Task description.
Give the number of lines in the records below that include "TypeScript", and nothing more.

Data provided.
________________________________________

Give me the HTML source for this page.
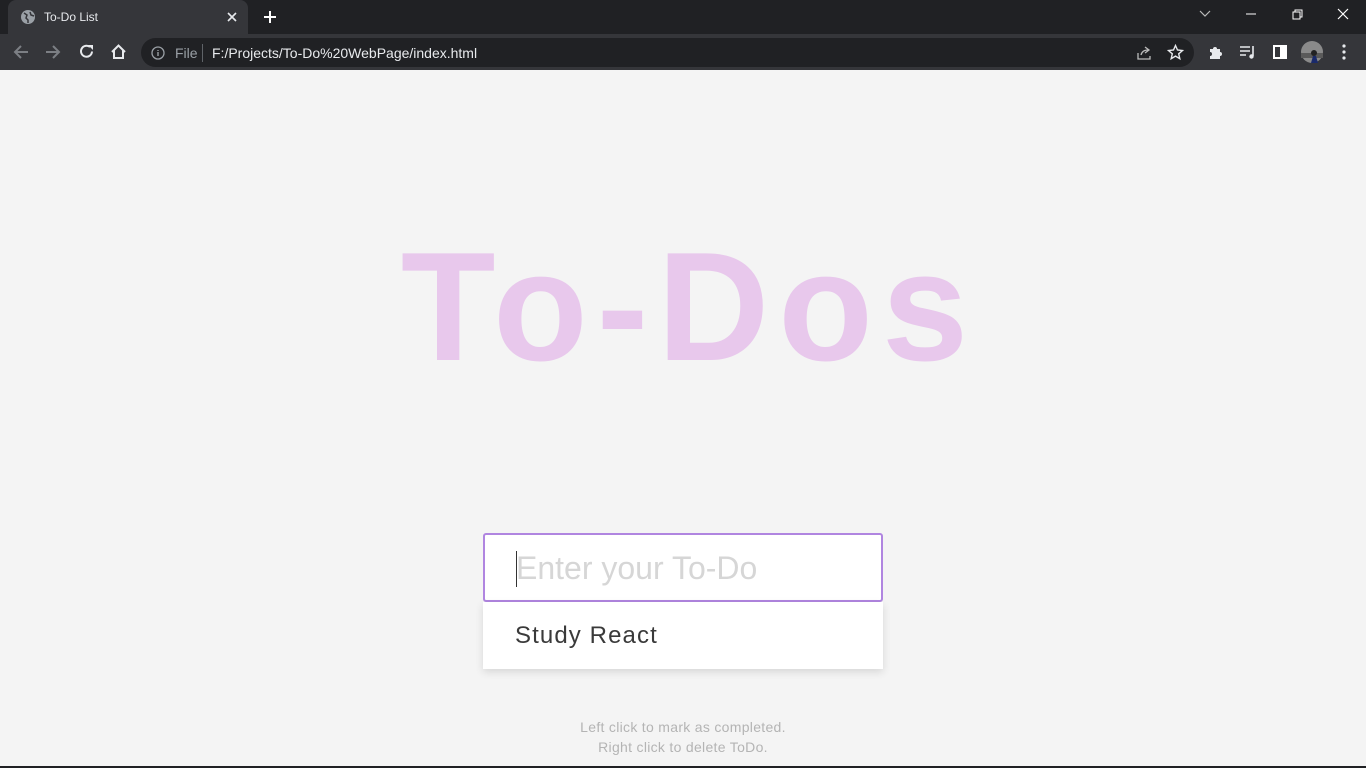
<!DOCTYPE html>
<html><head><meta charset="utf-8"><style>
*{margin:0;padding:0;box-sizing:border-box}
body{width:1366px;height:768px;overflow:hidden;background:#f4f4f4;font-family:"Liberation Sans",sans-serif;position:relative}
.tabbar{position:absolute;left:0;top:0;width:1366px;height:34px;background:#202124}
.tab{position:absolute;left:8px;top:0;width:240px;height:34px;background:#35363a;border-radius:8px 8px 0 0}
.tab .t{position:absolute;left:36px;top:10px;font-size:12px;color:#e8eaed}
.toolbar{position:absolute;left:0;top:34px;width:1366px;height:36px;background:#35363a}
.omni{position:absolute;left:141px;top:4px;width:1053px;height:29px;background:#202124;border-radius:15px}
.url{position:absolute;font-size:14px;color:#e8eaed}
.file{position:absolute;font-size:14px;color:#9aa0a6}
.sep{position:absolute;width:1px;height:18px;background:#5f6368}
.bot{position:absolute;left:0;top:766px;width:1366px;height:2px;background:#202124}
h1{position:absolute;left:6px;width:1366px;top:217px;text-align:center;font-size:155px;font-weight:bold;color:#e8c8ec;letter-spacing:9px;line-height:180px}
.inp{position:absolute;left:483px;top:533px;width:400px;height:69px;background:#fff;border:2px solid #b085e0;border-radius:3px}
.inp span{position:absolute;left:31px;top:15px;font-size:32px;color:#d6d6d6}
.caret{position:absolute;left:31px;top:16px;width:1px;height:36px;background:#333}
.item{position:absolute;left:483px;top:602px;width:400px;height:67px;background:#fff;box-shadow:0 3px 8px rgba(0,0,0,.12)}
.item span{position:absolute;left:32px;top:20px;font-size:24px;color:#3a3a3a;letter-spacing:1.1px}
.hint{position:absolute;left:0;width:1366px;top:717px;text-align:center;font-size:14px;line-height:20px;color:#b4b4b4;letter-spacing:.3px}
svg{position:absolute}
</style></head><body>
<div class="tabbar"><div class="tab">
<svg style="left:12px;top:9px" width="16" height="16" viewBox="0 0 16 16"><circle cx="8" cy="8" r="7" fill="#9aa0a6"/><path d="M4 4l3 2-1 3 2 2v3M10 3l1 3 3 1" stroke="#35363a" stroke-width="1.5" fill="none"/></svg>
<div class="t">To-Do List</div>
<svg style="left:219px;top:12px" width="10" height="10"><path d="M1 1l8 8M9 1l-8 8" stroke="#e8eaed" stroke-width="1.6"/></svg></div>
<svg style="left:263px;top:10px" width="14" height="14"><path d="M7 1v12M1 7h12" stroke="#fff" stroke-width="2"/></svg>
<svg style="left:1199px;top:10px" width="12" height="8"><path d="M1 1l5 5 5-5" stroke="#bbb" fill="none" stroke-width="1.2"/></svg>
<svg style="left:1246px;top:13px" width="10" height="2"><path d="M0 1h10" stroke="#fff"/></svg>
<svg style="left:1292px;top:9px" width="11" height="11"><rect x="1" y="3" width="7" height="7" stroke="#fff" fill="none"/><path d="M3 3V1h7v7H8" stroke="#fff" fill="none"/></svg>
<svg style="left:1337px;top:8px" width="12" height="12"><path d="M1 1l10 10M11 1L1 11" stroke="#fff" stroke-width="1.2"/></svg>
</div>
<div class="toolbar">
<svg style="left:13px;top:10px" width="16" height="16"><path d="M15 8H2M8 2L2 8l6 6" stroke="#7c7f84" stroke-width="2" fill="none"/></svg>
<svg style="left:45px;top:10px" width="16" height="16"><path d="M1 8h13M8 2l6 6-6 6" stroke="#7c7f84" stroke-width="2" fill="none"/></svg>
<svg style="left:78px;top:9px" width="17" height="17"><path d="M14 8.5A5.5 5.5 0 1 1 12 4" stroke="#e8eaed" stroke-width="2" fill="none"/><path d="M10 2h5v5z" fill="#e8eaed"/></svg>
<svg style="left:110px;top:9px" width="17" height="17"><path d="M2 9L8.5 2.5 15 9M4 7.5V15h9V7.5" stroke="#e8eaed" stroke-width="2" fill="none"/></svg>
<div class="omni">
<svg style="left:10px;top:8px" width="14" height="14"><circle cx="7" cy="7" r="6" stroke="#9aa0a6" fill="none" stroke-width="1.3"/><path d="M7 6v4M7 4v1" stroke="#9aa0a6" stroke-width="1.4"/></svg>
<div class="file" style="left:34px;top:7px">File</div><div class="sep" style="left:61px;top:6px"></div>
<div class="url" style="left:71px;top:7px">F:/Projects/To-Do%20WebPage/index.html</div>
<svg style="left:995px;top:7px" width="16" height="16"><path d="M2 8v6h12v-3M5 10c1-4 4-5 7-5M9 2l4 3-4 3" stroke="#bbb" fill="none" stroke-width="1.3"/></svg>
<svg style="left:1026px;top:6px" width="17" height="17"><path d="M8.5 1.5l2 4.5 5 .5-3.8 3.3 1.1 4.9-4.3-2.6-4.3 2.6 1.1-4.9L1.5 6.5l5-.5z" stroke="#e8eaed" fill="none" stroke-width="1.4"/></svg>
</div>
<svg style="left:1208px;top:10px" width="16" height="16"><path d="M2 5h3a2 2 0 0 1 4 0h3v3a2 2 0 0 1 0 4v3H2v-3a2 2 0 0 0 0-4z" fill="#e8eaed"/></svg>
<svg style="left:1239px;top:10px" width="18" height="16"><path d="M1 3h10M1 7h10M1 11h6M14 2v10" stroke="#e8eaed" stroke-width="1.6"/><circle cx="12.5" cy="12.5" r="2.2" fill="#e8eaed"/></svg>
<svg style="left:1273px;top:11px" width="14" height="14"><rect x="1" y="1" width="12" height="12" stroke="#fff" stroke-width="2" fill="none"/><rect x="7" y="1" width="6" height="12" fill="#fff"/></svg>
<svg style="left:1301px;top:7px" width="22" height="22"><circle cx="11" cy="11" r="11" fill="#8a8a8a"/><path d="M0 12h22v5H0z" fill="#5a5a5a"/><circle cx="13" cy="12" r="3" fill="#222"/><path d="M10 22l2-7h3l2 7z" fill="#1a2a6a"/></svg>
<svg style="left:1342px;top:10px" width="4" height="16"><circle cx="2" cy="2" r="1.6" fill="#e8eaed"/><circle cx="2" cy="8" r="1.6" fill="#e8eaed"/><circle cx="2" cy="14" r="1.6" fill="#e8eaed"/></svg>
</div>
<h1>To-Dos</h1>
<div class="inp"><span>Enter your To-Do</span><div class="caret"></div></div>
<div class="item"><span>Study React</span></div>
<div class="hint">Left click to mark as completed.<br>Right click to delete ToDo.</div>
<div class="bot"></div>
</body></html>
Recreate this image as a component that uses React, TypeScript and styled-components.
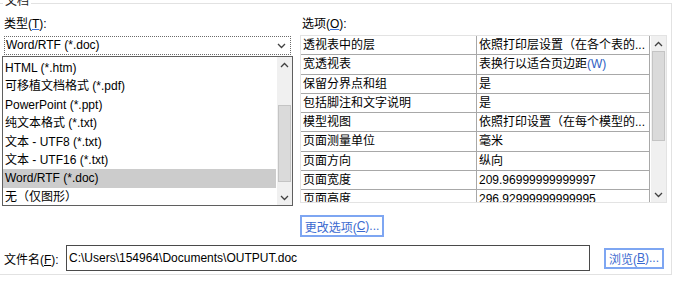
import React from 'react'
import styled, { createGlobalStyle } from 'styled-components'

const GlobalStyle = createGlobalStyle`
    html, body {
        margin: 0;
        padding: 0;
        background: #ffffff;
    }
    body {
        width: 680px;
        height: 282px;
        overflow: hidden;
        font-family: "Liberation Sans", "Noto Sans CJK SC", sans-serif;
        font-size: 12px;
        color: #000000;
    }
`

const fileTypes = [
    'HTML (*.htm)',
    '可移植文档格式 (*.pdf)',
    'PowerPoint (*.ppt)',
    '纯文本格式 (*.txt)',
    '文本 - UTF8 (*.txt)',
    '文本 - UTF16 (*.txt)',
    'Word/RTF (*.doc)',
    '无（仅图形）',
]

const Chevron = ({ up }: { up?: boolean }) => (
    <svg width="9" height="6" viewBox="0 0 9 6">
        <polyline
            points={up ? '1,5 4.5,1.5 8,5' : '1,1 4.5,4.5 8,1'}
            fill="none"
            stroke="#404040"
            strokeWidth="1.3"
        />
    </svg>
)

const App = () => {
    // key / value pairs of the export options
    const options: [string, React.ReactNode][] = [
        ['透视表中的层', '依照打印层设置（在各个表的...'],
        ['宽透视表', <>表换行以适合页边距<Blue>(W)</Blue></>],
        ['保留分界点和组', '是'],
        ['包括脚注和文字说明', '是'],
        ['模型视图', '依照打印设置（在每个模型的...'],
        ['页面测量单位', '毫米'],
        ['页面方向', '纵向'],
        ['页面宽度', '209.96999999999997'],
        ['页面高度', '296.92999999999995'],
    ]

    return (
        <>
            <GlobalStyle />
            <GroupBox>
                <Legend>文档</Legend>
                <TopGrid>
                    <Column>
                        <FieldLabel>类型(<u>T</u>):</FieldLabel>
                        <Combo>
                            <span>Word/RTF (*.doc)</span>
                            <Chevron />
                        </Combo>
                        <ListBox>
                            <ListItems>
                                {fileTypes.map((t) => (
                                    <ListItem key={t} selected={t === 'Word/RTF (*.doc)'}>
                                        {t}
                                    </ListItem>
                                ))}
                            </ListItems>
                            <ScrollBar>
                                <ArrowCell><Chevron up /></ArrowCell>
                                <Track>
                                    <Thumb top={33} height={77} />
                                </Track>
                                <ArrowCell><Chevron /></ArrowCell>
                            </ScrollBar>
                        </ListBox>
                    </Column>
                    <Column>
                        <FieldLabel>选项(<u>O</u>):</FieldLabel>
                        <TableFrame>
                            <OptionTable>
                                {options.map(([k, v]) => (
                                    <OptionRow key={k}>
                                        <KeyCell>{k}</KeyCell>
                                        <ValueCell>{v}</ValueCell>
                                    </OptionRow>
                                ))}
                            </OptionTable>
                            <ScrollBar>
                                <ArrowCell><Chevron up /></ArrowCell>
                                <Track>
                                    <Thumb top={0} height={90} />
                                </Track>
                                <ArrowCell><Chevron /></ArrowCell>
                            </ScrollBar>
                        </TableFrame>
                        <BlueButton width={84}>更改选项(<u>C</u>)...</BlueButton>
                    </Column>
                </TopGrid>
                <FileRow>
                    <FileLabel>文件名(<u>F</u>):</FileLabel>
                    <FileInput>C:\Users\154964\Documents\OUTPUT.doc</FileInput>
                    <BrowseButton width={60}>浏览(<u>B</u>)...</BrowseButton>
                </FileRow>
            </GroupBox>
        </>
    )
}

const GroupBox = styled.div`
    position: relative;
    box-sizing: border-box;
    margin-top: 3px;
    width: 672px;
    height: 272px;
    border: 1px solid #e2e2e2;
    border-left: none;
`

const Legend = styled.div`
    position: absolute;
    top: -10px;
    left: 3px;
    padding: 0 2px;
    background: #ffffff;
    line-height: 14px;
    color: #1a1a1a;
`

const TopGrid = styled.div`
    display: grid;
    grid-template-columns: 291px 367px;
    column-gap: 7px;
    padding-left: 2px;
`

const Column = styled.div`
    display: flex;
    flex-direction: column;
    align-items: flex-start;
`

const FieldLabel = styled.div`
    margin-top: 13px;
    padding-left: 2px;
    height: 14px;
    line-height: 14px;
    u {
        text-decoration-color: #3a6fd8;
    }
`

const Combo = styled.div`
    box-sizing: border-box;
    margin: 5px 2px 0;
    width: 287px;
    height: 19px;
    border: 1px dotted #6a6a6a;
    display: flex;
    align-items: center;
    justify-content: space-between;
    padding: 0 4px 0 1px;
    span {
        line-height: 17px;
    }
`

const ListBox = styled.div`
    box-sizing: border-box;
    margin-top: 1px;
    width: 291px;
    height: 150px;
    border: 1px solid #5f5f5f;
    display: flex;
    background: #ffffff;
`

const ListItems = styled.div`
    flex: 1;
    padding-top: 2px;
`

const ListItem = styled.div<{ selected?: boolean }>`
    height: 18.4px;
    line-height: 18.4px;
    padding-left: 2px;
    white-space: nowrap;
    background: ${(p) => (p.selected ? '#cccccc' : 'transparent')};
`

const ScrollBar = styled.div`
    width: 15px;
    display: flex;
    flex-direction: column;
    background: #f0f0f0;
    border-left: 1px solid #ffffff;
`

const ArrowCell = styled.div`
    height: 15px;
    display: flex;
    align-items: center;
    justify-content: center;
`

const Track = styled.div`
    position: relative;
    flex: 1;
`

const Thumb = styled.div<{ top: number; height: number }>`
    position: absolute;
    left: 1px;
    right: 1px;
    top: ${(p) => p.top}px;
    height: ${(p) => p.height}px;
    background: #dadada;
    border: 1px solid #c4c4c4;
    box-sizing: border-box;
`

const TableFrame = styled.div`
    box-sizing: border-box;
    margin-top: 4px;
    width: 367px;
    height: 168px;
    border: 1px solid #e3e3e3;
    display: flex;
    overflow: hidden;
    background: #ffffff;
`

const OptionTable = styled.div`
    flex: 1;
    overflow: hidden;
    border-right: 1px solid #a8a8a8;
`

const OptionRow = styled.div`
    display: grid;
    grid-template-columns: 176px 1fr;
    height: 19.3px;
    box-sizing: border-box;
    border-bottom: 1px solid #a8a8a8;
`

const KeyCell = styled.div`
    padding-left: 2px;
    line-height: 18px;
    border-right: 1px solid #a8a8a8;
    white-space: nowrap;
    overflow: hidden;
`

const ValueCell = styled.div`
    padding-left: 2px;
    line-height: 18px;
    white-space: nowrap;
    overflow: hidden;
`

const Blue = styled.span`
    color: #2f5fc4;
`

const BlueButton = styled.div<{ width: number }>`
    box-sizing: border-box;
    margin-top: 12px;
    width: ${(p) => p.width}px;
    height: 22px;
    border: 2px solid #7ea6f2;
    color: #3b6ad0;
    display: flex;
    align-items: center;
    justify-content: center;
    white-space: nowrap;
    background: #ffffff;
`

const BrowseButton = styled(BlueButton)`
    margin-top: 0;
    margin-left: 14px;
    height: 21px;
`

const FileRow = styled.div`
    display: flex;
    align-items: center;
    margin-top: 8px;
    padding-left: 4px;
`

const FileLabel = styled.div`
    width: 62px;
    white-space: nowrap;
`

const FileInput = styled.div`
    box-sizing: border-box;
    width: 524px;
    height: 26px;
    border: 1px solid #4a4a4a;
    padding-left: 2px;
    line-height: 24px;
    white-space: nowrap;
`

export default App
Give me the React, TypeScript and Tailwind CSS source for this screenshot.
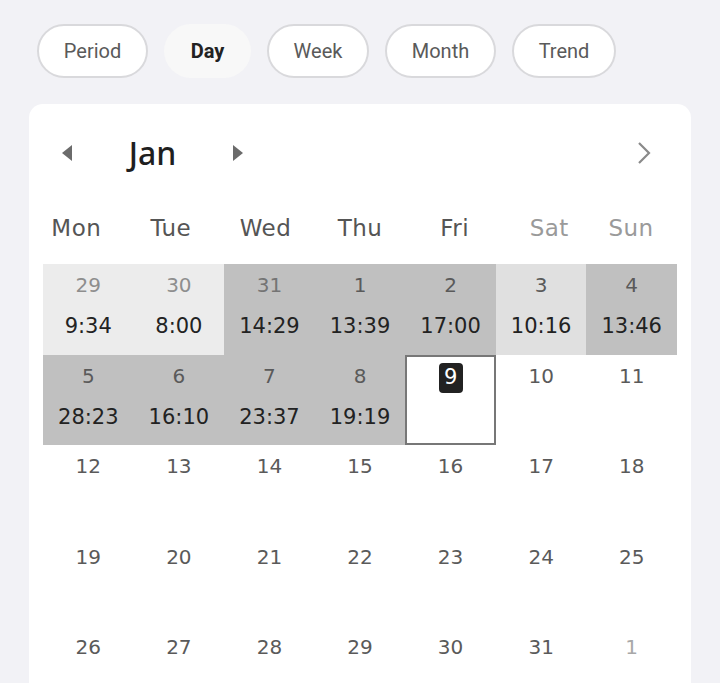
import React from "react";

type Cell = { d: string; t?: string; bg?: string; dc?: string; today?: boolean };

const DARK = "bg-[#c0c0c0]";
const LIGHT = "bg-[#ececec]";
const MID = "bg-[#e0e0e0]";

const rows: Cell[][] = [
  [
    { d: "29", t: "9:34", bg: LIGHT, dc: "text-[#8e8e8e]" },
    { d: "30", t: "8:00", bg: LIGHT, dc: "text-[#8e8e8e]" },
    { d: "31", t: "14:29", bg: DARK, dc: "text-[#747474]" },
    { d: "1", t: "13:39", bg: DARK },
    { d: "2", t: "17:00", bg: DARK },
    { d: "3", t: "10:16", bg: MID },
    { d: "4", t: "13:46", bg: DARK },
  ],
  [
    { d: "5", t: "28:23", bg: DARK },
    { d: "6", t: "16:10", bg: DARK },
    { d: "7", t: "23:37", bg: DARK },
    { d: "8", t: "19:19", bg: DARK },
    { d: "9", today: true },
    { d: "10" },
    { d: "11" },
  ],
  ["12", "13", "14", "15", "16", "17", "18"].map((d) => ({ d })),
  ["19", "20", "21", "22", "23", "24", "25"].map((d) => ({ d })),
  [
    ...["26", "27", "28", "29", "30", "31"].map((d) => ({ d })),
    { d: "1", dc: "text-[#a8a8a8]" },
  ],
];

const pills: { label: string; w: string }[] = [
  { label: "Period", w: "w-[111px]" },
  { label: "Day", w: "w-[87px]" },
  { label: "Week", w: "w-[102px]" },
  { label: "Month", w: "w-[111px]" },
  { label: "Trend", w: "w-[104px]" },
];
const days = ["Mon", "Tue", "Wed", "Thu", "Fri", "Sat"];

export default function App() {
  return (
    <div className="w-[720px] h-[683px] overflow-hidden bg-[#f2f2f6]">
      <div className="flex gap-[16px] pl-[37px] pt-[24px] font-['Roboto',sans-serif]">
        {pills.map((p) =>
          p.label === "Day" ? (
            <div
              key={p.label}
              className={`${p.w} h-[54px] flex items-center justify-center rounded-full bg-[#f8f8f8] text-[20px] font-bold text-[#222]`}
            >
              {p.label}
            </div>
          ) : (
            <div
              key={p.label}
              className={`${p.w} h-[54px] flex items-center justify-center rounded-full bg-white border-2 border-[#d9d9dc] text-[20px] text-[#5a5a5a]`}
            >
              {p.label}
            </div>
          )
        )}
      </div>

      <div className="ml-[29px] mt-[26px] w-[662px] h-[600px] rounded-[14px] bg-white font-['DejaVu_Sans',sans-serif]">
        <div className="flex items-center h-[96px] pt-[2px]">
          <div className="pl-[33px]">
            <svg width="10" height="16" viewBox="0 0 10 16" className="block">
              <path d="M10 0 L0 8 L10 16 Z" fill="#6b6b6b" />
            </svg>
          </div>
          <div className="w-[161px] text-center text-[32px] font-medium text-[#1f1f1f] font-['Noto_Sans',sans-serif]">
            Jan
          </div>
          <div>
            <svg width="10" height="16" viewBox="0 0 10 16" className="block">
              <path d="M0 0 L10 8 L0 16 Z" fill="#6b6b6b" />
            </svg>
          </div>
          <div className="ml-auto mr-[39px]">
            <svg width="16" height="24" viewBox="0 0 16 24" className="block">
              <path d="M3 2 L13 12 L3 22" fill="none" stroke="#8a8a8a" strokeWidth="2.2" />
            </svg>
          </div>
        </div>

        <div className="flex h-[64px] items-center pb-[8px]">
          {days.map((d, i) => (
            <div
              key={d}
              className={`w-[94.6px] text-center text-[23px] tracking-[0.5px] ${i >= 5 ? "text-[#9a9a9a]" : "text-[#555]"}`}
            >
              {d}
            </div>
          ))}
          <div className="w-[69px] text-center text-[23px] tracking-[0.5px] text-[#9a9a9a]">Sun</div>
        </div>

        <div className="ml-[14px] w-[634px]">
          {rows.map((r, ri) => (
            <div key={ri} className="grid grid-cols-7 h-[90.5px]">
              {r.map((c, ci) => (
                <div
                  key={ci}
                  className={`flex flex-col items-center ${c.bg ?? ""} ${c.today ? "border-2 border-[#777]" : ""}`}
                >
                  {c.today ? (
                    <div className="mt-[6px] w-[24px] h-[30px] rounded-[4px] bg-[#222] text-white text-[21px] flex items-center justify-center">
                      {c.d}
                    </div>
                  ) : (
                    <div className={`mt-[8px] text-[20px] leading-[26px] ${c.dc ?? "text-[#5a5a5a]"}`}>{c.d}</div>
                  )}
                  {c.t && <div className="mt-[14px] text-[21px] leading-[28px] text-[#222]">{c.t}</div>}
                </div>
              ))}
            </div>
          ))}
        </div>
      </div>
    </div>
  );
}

________________________________________

Solution to the exercise.
2